begin

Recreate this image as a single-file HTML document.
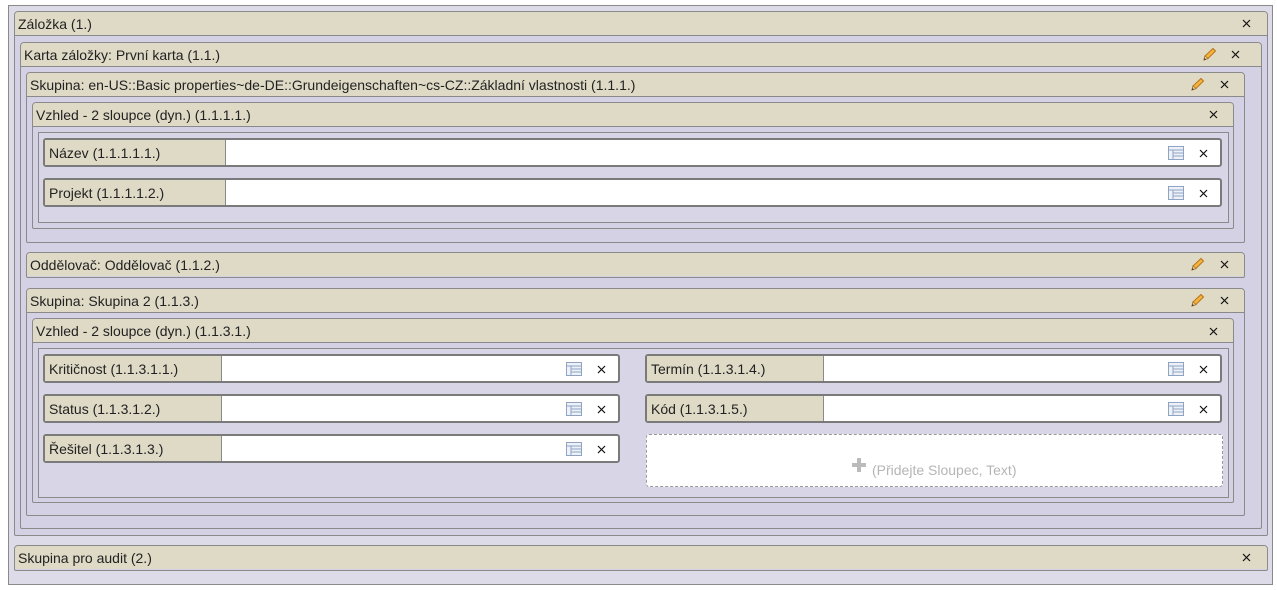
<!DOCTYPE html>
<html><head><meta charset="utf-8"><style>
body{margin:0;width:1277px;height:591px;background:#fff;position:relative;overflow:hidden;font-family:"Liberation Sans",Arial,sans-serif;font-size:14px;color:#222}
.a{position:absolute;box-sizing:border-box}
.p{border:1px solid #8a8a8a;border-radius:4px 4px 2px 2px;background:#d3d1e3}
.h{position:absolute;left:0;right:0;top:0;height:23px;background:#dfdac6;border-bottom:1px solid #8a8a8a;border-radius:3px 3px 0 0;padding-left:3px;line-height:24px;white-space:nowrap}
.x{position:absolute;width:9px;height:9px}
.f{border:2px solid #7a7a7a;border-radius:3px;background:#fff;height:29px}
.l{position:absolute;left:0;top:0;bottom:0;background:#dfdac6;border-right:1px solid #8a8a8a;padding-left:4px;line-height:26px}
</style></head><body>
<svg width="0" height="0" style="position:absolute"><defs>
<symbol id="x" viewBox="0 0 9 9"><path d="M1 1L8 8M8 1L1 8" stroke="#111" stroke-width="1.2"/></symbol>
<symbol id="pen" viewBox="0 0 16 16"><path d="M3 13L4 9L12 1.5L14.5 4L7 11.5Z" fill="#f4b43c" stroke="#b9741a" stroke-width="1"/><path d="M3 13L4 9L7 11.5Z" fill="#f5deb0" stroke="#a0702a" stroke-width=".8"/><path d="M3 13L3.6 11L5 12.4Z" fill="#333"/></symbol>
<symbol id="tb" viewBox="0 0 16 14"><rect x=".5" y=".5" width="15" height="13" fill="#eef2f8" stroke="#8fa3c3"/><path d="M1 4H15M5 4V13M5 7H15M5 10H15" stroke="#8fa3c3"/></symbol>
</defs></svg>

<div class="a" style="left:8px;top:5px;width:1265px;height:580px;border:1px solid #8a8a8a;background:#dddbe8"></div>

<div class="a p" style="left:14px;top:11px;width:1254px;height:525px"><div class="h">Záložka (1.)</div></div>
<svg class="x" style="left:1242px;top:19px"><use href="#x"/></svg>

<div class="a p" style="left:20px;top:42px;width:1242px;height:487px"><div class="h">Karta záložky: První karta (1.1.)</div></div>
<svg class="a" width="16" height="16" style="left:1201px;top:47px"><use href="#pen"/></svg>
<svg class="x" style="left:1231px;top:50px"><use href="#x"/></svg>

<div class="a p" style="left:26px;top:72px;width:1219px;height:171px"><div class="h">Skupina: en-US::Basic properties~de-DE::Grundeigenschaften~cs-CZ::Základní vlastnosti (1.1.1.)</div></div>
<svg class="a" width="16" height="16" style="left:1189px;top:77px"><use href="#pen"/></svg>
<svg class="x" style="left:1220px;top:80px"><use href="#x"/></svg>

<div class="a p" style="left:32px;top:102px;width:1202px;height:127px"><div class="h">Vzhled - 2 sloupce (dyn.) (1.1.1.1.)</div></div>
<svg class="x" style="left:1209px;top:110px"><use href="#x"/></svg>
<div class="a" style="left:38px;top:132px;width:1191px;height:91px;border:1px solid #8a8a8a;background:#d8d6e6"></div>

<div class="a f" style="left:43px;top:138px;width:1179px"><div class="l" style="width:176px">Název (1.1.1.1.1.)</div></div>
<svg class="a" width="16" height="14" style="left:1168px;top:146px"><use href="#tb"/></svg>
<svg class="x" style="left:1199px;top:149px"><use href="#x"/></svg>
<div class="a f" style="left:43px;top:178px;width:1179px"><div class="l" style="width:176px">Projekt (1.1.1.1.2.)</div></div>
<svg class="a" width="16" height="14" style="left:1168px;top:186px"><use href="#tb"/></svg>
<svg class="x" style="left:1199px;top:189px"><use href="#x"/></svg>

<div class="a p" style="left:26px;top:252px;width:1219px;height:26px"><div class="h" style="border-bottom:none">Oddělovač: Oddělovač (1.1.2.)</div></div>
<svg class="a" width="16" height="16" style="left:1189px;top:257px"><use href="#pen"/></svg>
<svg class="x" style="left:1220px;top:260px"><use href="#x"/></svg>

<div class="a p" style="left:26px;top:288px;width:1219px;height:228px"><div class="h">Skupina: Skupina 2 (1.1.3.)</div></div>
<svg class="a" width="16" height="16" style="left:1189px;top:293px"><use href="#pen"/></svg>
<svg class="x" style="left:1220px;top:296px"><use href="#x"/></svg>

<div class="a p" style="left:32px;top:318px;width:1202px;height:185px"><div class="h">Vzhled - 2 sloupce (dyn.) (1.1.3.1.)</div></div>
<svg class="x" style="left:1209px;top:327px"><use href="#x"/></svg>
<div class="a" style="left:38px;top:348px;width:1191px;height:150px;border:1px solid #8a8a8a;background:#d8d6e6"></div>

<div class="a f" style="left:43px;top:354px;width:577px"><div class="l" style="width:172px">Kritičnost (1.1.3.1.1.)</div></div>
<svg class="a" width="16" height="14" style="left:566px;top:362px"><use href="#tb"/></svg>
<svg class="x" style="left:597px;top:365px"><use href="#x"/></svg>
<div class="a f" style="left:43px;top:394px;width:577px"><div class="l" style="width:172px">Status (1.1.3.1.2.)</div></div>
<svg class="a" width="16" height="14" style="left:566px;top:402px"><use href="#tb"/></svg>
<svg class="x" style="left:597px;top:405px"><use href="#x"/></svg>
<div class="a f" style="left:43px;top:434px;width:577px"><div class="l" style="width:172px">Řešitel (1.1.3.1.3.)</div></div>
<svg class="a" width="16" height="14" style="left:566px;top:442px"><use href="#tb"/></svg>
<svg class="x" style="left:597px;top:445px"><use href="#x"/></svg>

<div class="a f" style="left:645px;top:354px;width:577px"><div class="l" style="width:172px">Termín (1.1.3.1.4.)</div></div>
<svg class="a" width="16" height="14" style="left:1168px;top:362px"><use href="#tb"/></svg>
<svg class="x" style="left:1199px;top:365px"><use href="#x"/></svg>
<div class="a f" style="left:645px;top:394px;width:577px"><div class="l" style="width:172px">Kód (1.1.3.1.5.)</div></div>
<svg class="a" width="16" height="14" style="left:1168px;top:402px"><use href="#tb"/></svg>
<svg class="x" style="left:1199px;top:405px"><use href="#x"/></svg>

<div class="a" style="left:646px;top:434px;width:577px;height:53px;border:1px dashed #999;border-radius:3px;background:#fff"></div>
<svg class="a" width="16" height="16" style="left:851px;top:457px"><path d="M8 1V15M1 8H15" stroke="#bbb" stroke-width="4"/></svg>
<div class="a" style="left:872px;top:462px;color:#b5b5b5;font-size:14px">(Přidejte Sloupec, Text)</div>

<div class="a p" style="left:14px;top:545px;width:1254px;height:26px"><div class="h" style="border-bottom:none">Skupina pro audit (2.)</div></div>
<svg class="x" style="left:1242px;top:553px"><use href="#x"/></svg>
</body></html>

end

Problem statement
Transcribe the whole listing exactly. Pictures are excluded.

Complete answer
Recreate this image as a single-file HTML document.
<!DOCTYPE html>
<html><head><meta charset="utf-8"><style>
body{margin:0;width:1277px;height:591px;background:#fff;position:relative;overflow:hidden;font-family:"Liberation Sans",Arial,sans-serif;font-size:14px;color:#222}
.a{position:absolute;box-sizing:border-box}
.p{border:1px solid #8a8a8a;border-radius:4px 4px 2px 2px;background:#d3d1e3}
.h{position:absolute;left:0;right:0;top:0;height:23px;background:#dfdac6;border-bottom:1px solid #8a8a8a;border-radius:3px 3px 0 0;padding-left:3px;line-height:24px;white-space:nowrap}
.x{position:absolute;width:9px;height:9px}
.f{border:2px solid #7a7a7a;border-radius:3px;background:#fff;height:29px}
.l{position:absolute;left:0;top:0;bottom:0;background:#dfdac6;border-right:1px solid #8a8a8a;padding-left:4px;line-height:26px}
</style></head><body>
<svg width="0" height="0" style="position:absolute"><defs>
<symbol id="x" viewBox="0 0 9 9"><path d="M1 1L8 8M8 1L1 8" stroke="#111" stroke-width="1.2"/></symbol>
<symbol id="pen" viewBox="0 0 16 16"><path d="M3 13L4 9L12 1.5L14.5 4L7 11.5Z" fill="#f4b43c" stroke="#b9741a" stroke-width="1"/><path d="M3 13L4 9L7 11.5Z" fill="#f5deb0" stroke="#a0702a" stroke-width=".8"/><path d="M3 13L3.6 11L5 12.4Z" fill="#333"/></symbol>
<symbol id="tb" viewBox="0 0 16 14"><rect x=".5" y=".5" width="15" height="13" fill="#eef2f8" stroke="#8fa3c3"/><path d="M1 4H15M5 4V13M5 7H15M5 10H15" stroke="#8fa3c3"/></symbol>
</defs></svg>

<div class="a" style="left:8px;top:5px;width:1265px;height:580px;border:1px solid #8a8a8a;background:#dddbe8"></div>

<div class="a p" style="left:14px;top:11px;width:1254px;height:525px"><div class="h">Záložka (1.)</div></div>
<svg class="x" style="left:1242px;top:19px"><use href="#x"/></svg>

<div class="a p" style="left:20px;top:42px;width:1242px;height:487px"><div class="h">Karta záložky: První karta (1.1.)</div></div>
<svg class="a" width="16" height="16" style="left:1201px;top:47px"><use href="#pen"/></svg>
<svg class="x" style="left:1231px;top:50px"><use href="#x"/></svg>

<div class="a p" style="left:26px;top:72px;width:1219px;height:171px"><div class="h">Skupina: en-US::Basic properties~de-DE::Grundeigenschaften~cs-CZ::Základní vlastnosti (1.1.1.)</div></div>
<svg class="a" width="16" height="16" style="left:1189px;top:77px"><use href="#pen"/></svg>
<svg class="x" style="left:1220px;top:80px"><use href="#x"/></svg>

<div class="a p" style="left:32px;top:102px;width:1202px;height:127px"><div class="h">Vzhled - 2 sloupce (dyn.) (1.1.1.1.)</div></div>
<svg class="x" style="left:1209px;top:110px"><use href="#x"/></svg>
<div class="a" style="left:38px;top:132px;width:1191px;height:91px;border:1px solid #8a8a8a;background:#d8d6e6"></div>

<div class="a f" style="left:43px;top:138px;width:1179px"><div class="l" style="width:176px">Název (1.1.1.1.1.)</div></div>
<svg class="a" width="16" height="14" style="left:1168px;top:146px"><use href="#tb"/></svg>
<svg class="x" style="left:1199px;top:149px"><use href="#x"/></svg>
<div class="a f" style="left:43px;top:178px;width:1179px"><div class="l" style="width:176px">Projekt (1.1.1.1.2.)</div></div>
<svg class="a" width="16" height="14" style="left:1168px;top:186px"><use href="#tb"/></svg>
<svg class="x" style="left:1199px;top:189px"><use href="#x"/></svg>

<div class="a p" style="left:26px;top:252px;width:1219px;height:26px"><div class="h" style="border-bottom:none">Oddělovač: Oddělovač (1.1.2.)</div></div>
<svg class="a" width="16" height="16" style="left:1189px;top:257px"><use href="#pen"/></svg>
<svg class="x" style="left:1220px;top:260px"><use href="#x"/></svg>

<div class="a p" style="left:26px;top:288px;width:1219px;height:228px"><div class="h">Skupina: Skupina 2 (1.1.3.)</div></div>
<svg class="a" width="16" height="16" style="left:1189px;top:293px"><use href="#pen"/></svg>
<svg class="x" style="left:1220px;top:296px"><use href="#x"/></svg>

<div class="a p" style="left:32px;top:318px;width:1202px;height:185px"><div class="h">Vzhled - 2 sloupce (dyn.) (1.1.3.1.)</div></div>
<svg class="x" style="left:1209px;top:327px"><use href="#x"/></svg>
<div class="a" style="left:38px;top:348px;width:1191px;height:150px;border:1px solid #8a8a8a;background:#d8d6e6"></div>

<div class="a f" style="left:43px;top:354px;width:577px"><div class="l" style="width:172px">Kritičnost (1.1.3.1.1.)</div></div>
<svg class="a" width="16" height="14" style="left:566px;top:362px"><use href="#tb"/></svg>
<svg class="x" style="left:597px;top:365px"><use href="#x"/></svg>
<div class="a f" style="left:43px;top:394px;width:577px"><div class="l" style="width:172px">Status (1.1.3.1.2.)</div></div>
<svg class="a" width="16" height="14" style="left:566px;top:402px"><use href="#tb"/></svg>
<svg class="x" style="left:597px;top:405px"><use href="#x"/></svg>
<div class="a f" style="left:43px;top:434px;width:577px"><div class="l" style="width:172px">Řešitel (1.1.3.1.3.)</div></div>
<svg class="a" width="16" height="14" style="left:566px;top:442px"><use href="#tb"/></svg>
<svg class="x" style="left:597px;top:445px"><use href="#x"/></svg>

<div class="a f" style="left:645px;top:354px;width:577px"><div class="l" style="width:172px">Termín (1.1.3.1.4.)</div></div>
<svg class="a" width="16" height="14" style="left:1168px;top:362px"><use href="#tb"/></svg>
<svg class="x" style="left:1199px;top:365px"><use href="#x"/></svg>
<div class="a f" style="left:645px;top:394px;width:577px"><div class="l" style="width:172px">Kód (1.1.3.1.5.)</div></div>
<svg class="a" width="16" height="14" style="left:1168px;top:402px"><use href="#tb"/></svg>
<svg class="x" style="left:1199px;top:405px"><use href="#x"/></svg>

<div class="a" style="left:646px;top:434px;width:577px;height:53px;border:1px dashed #999;border-radius:3px;background:#fff"></div>
<svg class="a" width="16" height="16" style="left:851px;top:457px"><path d="M8 1V15M1 8H15" stroke="#bbb" stroke-width="4"/></svg>
<div class="a" style="left:872px;top:462px;color:#b5b5b5;font-size:14px">(Přidejte Sloupec, Text)</div>

<div class="a p" style="left:14px;top:545px;width:1254px;height:26px"><div class="h" style="border-bottom:none">Skupina pro audit (2.)</div></div>
<svg class="x" style="left:1242px;top:553px"><use href="#x"/></svg>
</body></html>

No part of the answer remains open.